Главный храм старообрядцев — Успенский собор |
Здесь она живет с мужем в старом родительском доме. Как и все жители села, она русская, ее предки бежали из Сибири.
В молодости уехала в Черновцы, жила там, а потом наступили девяностые, она и муж остались без работы. Родители к тому времени уже умерли, и она вернулась домой. Говорит, что многие ближе к старости возвращаются. Тянет.
– То, что говорят, мол, мы отсталые – брехня это все! Я и телевизор смотрю, и смартфон у нас есть.
А вот приезжали к нам эмигранты из Боливии, кажется. Так неграмотные! Считать не умеют, сколько им лет, не знают. Построили себе там ферму и живут сами по себе, даже детей в школу не водят.
Тетя Ксеня не отказалась бы и от других удобств, но в селе ни интернета, ни банкоматов. Жалуется, что никому до них дела нет.
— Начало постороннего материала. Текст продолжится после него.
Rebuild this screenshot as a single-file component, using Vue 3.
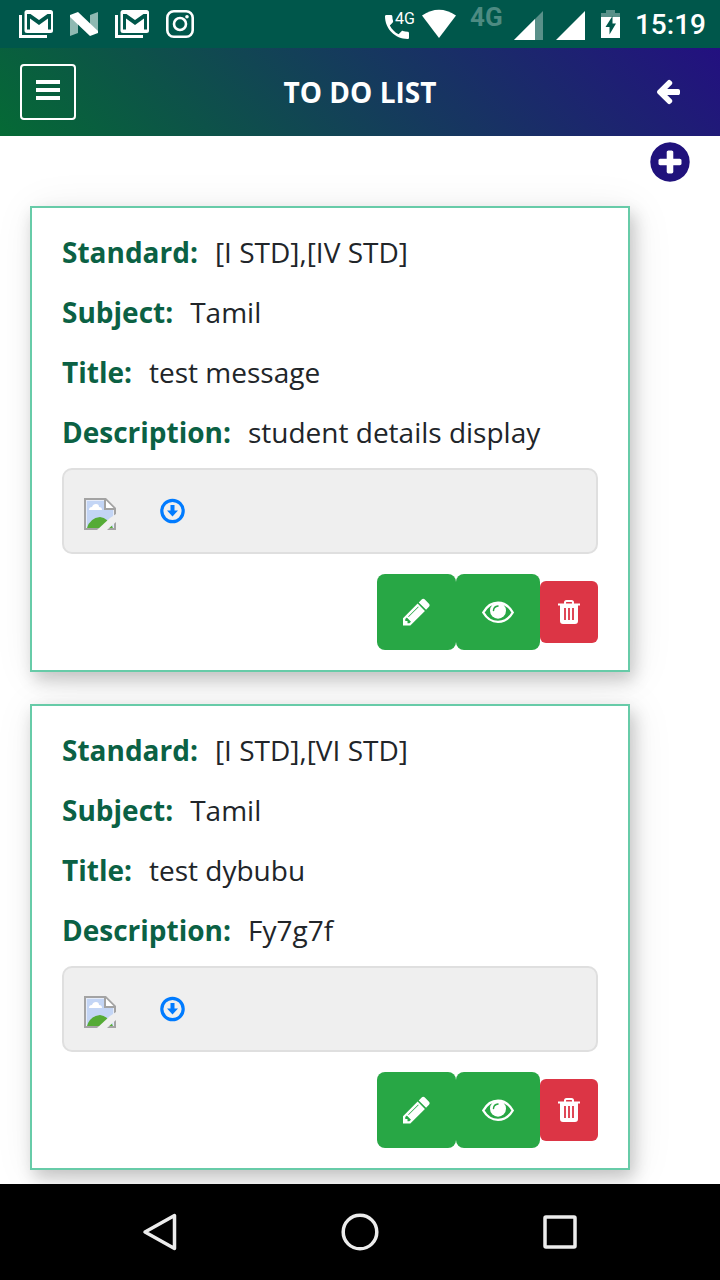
<script setup>
import { ref } from "vue";

const todos = ref([
  {
    id: 1,
    standard: "[I STD],[IV STD]",
    subject: "Tamil",
    title: "test message",
    description: "student details display",
  },
  {
    id: 2,
    standard: "[I STD],[VI STD]",
    subject: "Tamil",
    title: "test dybubu",
    description: "Fy7g7f",
  },
]);

function removeTodo(id) {
  todos.value = todos.value.filter((todo) => todo.id !== id);
}
</script>

<template>
  <div class="app">
    <div class="status-bar">
      <div class="notifications">
        <svg width="48" height="48" viewBox="0 0 48 48">
          <path d="M8.500 15V36.500H35" fill="none" stroke="#fff" stroke-width="3" />
          <rect x="12.500" y="10" width="28.500" height="23" rx="2.500" fill="#fff" />
          <path d="M15 14H18.500L27 20L35.500 14H39V29.500H36V18.500L27 25L18 18.500V29.500H15Z" fill="#00574b" />
        </svg>
        <svg width="48" height="48" viewBox="0 0 48 48">
          <path d="M10 15L18 20V33L10 36ZM38 12V32L30 27V15Z" fill="#8fb9b2" />
          <path d="M10 15L18 12L38 31L38 33L30 36L10 17Z" fill="#fff" />
        </svg>
        <svg width="48" height="48" viewBox="0 0 48 48">
          <path d="M8.500 15V36.500H35" fill="none" stroke="#fff" stroke-width="3" />
          <rect x="12.500" y="10" width="28.500" height="23" rx="2.500" fill="#fff" />
          <path d="M15 14H18.500L27 20L35.500 14H39V29.500H36V18.500L27 25L18 18.500V29.500H15Z" fill="#00574b" />
        </svg>
        <svg width="48" height="48" viewBox="0 0 48 48">
          <rect x="11.300" y="11.300" width="25.400" height="25.400" rx="6.500" fill="none" stroke="#fff" stroke-width="2.600" />
          <circle cx="24" cy="24" r="6" fill="none" stroke="#fff" stroke-width="2.600" />
          <circle cx="31" cy="16.800" r="1.800" fill="#fff" />
        </svg>
      </div>
      <div class="system">
        <svg width="30" height="48" viewBox="0 0 30 48">
          <path
            transform="translate(0 11) scale(1.333)"
            fill="#fff"
            d="M6.620 10.790c1.440 2.830 3.760 5.140 6.590 6.590l2.200-2.200c.27-.27.67-.36 1.020-.24 1.120.37 2.330.57 3.570.57.55 0 1 .45 1 1V20c0 .55-.45 1-1 1-9.390 0-17-7.610-17-17 0-.55.45-1 1-1h3.500c.55 0 1 .45 1 1 0 1.250.2 2.450.57 3.570.11.35.03.74-.25 1.020l-2.200 2.200z"
          />
          <text class="call-type" x="14" y="24">4G</text>
        </svg>
        <svg width="38" height="48" viewBox="0 0 38 48">
          <path d="M1 15.500Q18 4 35 15.500L18 38Z" fill="#fff" />
        </svg>
        <svg width="34" height="48" viewBox="0 0 34 48">
          <text class="network" x="1" y="26">4G</text>
        </svg>
        <svg width="32" height="48" viewBox="0 0 32 48">
          <path d="M1 40H30V11Z" fill="#599089" />
          <path d="M1 40H22V19Z" fill="#fff" />
        </svg>
        <svg width="32" height="48" viewBox="0 0 32 48">
          <path d="M1 40H30V11Z" fill="#fff" />
        </svg>
        <svg width="28" height="48" viewBox="0 0 28 48">
          <path d="M4 18V13H9V10H18V13H23V18Z" fill="#599089" />
          <path d="M4 17H23V38H4Z" fill="#fff" />
          <path d="M15.500 16L8.500 27H12.500V34.500L19 23.500H15.500Z" fill="#00574b" />
        </svg>
        <span class="time">15:19</span>
      </div>
    </div>

    <header class="header">
      <button class="btn-menu" aria-label="Menu">
        <svg width="24" height="20" viewBox="0 0 24 20">
          <path d="M0 0H24V4H0ZM0 8H24V12H0ZM0 16H24V20H0Z" fill="#fff" />
        </svg>
      </button>
      <h1>TO DO LIST</h1>
      <button class="btn-back" aria-label="Back">
        <svg width="28" height="28" viewBox="0 0 1792 1792">
          <path
            fill="#fff"
            d="M1664 896v128q0 53-32.500 90.500t-84.500 37.500h-704l293 294q38 36 38 90t-38 90l-75 76q-37 37-90 37-52 0-91-37l-651-652q-37-37-37-90 0-52 37-91l651-650q38-38 91-38 52 0 90 38l75 74q38 38 38 91t-38 91l-293 293h704q52 0 84.500 37.500t32.500 90.500z"
          />
        </svg>
      </button>
    </header>

    <main class="content">
      <div class="toolbar">
        <button class="btn-add" aria-label="Add">
          <svg width="46" height="46" viewBox="0 0 1792 1792">
            <path
              fill="#20127c"
              d="M1344 960v-128q0-26-19-45t-45-19h-256v-256q0-26-19-45t-45-19h-128q-26 0-45 19t-19 45v256h-256q-26 0-45 19t-19 45v128q0 26 19 45t45 19h256v256q0 26 19 45t45 19h128q26 0 45-19t19-45v-256h256q26 0 45-19t19-45zm320-64q0 209-103 385.500t-279.500 279.500-385.500 103-385.500-103-279.500-279.500-103-385.500 103-385.500 279.500-279.500 385.500-103 385.500 103 279.500 279.500 103 385.500z"
            />
          </svg>
        </button>
      </div>

      <div class="cards">
        <article v-for="todo in todos" :key="todo.id" class="card">
          <p><strong>Standard:</strong><span>{{ todo.standard }}</span></p>
          <p><strong>Subject:</strong><span>{{ todo.subject }}</span></p>
          <p><strong>Title:</strong><span>{{ todo.title }}</span></p>
          <p><strong>Description:</strong><span>{{ todo.description }}</span></p>

          <div class="attachment">
            <svg width="32" height="32" viewBox="0 0 32 32">
              <path d="M0 0H22L32 10V32H0Z" fill="#a3a3a3" />
              <path d="M2 2H20V12H30V30H2Z" fill="#e6ecf9" />
              <path d="M3 3H20V12H29V29H3Z" fill="#c3d5f5" />
              <path d="M5 12Q5 9 8 9Q9 6 12 6Q15 6 15 9Q18 9 18 12Z" fill="#fff" />
              <path d="M3 30Q6 20 16 19Q24 20 29 30Z" fill="#55ab36" />
              <path d="M22 2.500V10H29.500Z" fill="#fff" />
              <path d="M32 16L26 20L13 32H23L32 24Z" fill="#efefef" />
            </svg>
            <a href="#" class="download" aria-label="Download">
              <svg width="26" height="26" viewBox="0 0 26 26">
                <circle cx="12.500" cy="13" r="10.700" fill="none" stroke="#007bff" stroke-width="3.200" />
                <path d="M10.500 7H14.500V12.500H18L12.500 18.500L7 12.500H10.500Z" fill="#007bff" />
              </svg>
            </a>
          </div>

          <div class="actions">
            <button class="btn btn-green" aria-label="Edit">
              <svg width="27" height="32" viewBox="128 0 1536 1792">
                <path
                  fill="#fff"
                  d="M491 1536l91-91-235-235-91 91v107h128v128h107zm523-928q0-22-22-22-10 0-17 7l-542 542q-7 7-7 17 0 22 22 22 10 0 17-7l542-542q7-7 7-17zm-54-192l416 416-832 832h-416v-416zm683 96q0 53-37 90l-166 166-416-416 166-165q36-38 90-38 53 0 91 38l235 234q37 39 37 91z"
                />
              </svg>
            </button>
            <button class="btn btn-green" aria-label="View">
              <svg width="32" height="32" viewBox="0 0 32 32">
                <path d="M1.300 16.500C8.500 3.500 23.500 3.500 30.700 16.500C23.500 29 8.500 29 1.300 16.500Z" fill="none" stroke="#fff" stroke-width="2.400" />
                <circle cx="16" cy="14.700" r="8" fill="#fff" />
                <path d="M11.500 14.500Q11.700 10.500 16 10" fill="none" stroke="#28a745" stroke-width="1.500" stroke-linecap="round" />
              </svg>
            </button>
            <button class="btn btn-red" aria-label="Delete" @click="removeTodo(todo.id)">
              <svg width="22" height="26" viewBox="0 0 22 26">
                <path d="M7 5V3.500Q7 2 8.500 2H13.500Q15 2 15 3.500V5" fill="none" stroke="#fff" stroke-width="2" />
                <path d="M0 4.500H22V6.500H20V22Q20 25 17 25H5Q2 25 2 22V6.500H0Z" fill="#fff" />
                <path d="M7 9V21M11 9V21M15 9V21" stroke="#dc3545" stroke-width="1.800" />
              </svg>
            </button>
          </div>
        </article>
      </div>
    </main>

    <nav class="nav-bar">
      <button aria-label="Back">
        <svg width="40" height="40" viewBox="0 0 40 40">
          <path d="M34.500 3.500V36.500L5 20Z" />
        </svg>
      </button>
      <button aria-label="Home">
        <svg width="40" height="40" viewBox="0 0 40 40">
          <circle cx="20" cy="20" r="16.800" />
        </svg>
      </button>
      <button aria-label="Recent apps">
        <svg width="40" height="40" viewBox="0 0 40 40">
          <rect x="5" y="5" width="30" height="30" rx="1" />
        </svg>
      </button>
    </nav>
  </div>
</template>

<style>
body {
  margin: 0;
  background: #fff;
}
</style>

<style scoped>
* {
  box-sizing: border-box;
  margin: 0;
  padding: 0;
}

.app {
  display: flex;
  flex-direction: column;
  min-height: 100vh;
  font-family: "Open Sans", sans-serif;
  font-size: 28px;
  color: #212529;
}

svg {
  display: block;
  flex-shrink: 0;
  overflow: visible;
}

button {
  display: flex;
  align-items: center;
  justify-content: center;
  border: none;
  background: none;
  cursor: pointer;
}

.status-bar {
  display: flex;
  justify-content: space-between;
  height: 48px;
  padding: 0 14px 0 12px;
  background: #00574b;
  font-family: Roboto, sans-serif;
  color: #fff;
}

.notifications {
  display: flex;
}

.system {
  display: flex;
  gap: 10px;
}

.call-type {
  font-size: 16px;
  fill: #fff;
}

.network {
  font-size: 26px;
  font-weight: 700;
  fill: #4d8b82;
}

.time {
  font-size: 28px;
  font-weight: 500;
  line-height: 50px;
}

.header {
  display: flex;
  align-items: center;
  justify-content: space-between;
  height: 88px;
  padding: 0 20px;
  background: linear-gradient(45deg, #056a35, #231080);
}

.header h1 {
  font-size: 28px;
  font-weight: 700;
  color: #fff;
}

.btn-menu {
  width: 56px;
  height: 56px;
  padding-bottom: 4px;
  border: 2px solid #fff;
  border-radius: 4px;
}

.btn-back {
  width: 56px;
  height: 56px;
  padding: 0 8px 2px 0;
}

.content {
  flex: 1;
  padding-bottom: 14px;
}

.toolbar {
  display: flex;
  justify-content: flex-end;
  height: 70px;
  padding: 3px 27px 0;
}

.btn-add {
  width: 46px;
  height: 46px;
}

.cards {
  display: flex;
  flex-direction: column;
  gap: 32px;
  margin: 0 90px 0 30px;
}

.card {
  padding: 14px 30px 20px;
  border: 2px solid #67cba8;
  background: #fff;
  box-shadow: 4px 8px 16px rgba(0, 0, 0, 0.2), 4px 4px 40px rgba(0, 0, 0, 0.08);
}

.card p {
  display: flex;
  gap: 17px;
  line-height: 60px;
}

.card strong {
  font-weight: 700;
  color: #0b6144;
}

.attachment {
  display: flex;
  align-items: flex-start;
  gap: 44px;
  margin: 6px 0 20px;
  padding: 28px 20px 22px;
  border: 2px solid #dfdfdf;
  border-radius: 10px;
  background: #efefef;
}

.actions {
  display: flex;
  align-items: center;
  justify-content: flex-end;
}

.btn {
  border-radius: 8px;
}

.btn-green {
  padding: 22px 26px;
  background: #28a745;
}

.btn-red {
  padding: 18px;
  border-radius: 6px;
  background: #dc3545;
}

.nav-bar {
  position: relative;
  display: flex;
  height: 96px;
  padding: 0 60px;
  background: #000;
}

.nav-bar button {
  flex: 1;
}

.nav-bar svg {
  fill: none;
  stroke: #ececec;
  stroke-width: 3.500px;
  stroke-linejoin: round;
}
</style>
Об этом говорит и Екатерина Венедиктовна. Недавно община начала собирать документы, чтобы взять под опеку оставшиеся в селе церкви. Но процесс идет со скрипом – по закону, собор и церкви считаются памятником архитектуры и достоянием государства.
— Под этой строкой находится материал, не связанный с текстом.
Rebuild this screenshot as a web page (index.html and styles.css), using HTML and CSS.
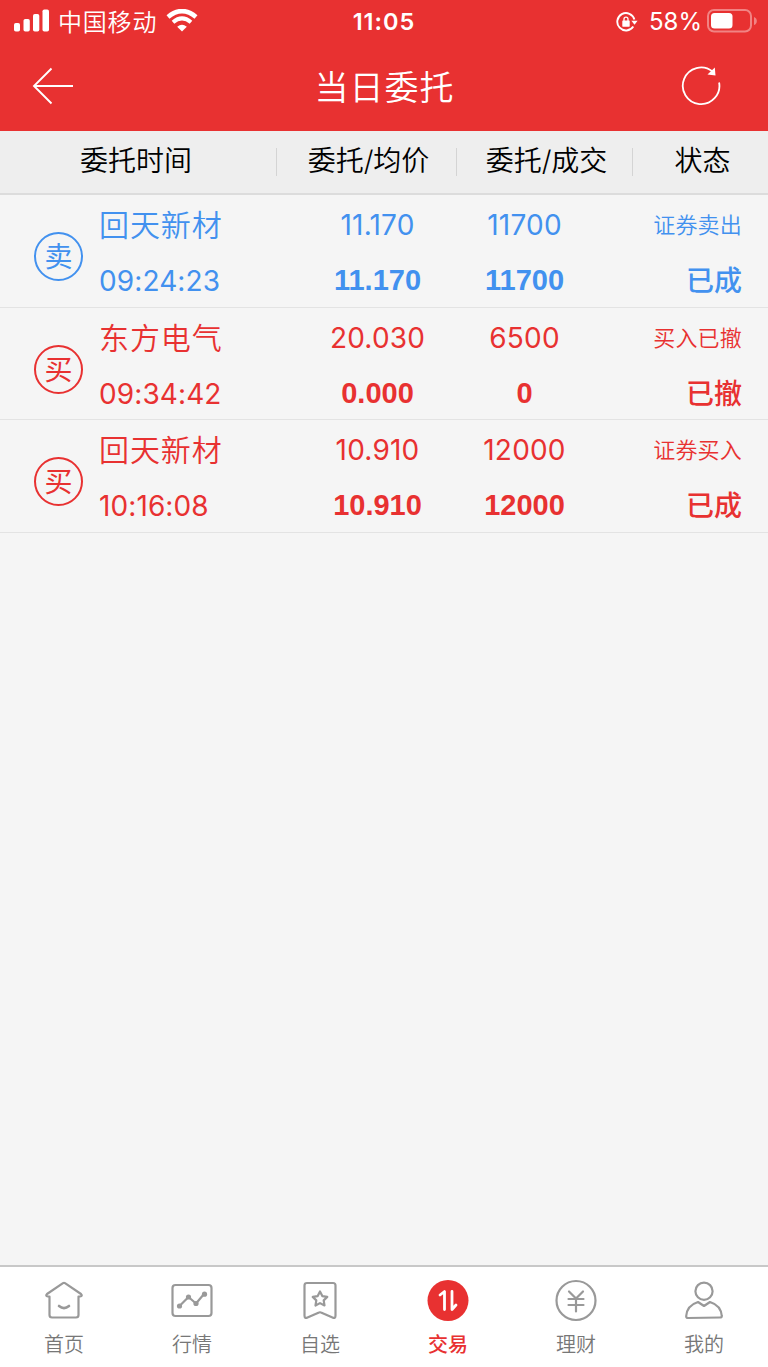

– А что то "государство"? – горячится Екатерина Венедиктовна, случайно заметив меня на остановке. – Вот церковь мы сами, за свои деньги ремонтировали.
Крыша текла, мы строителей наняли, а они все на тяп-ляп сделали. Пришлось новых искать, а это же не одна тысяча гривен!
Государство пальцем о палец не ударило, но как отдать общине – так это собственность государства.
[L]Впрочем, она верит, что село возродится, а вера – вернется.
В два часа дня на остановку приезжает автобус до Черновцов, и если на него не успеешь – уже не уедешь. Остается лишь добираться на попутках до Старого Вовчинца, а оттуда уже можно попробовать выехать в город.
На остановку подходит матушка – из города ей должны привезти лекарства. В ближних селах их не добудешь.
– А кто у нас девочка будет?
– Я журналист.
– А, журналисты – это хорошо. Пишут про нас все, будто мы диковинка, – улыбается матушка.
Она замотана в черный платок и, несмотря на жару, одета в теплую вязаную кофту. Пристально смотрит.
– А сама-то без крестика.
– Вы знаете, я неверующая.
– Уверуй, дитя, ведь осталось так мало времени.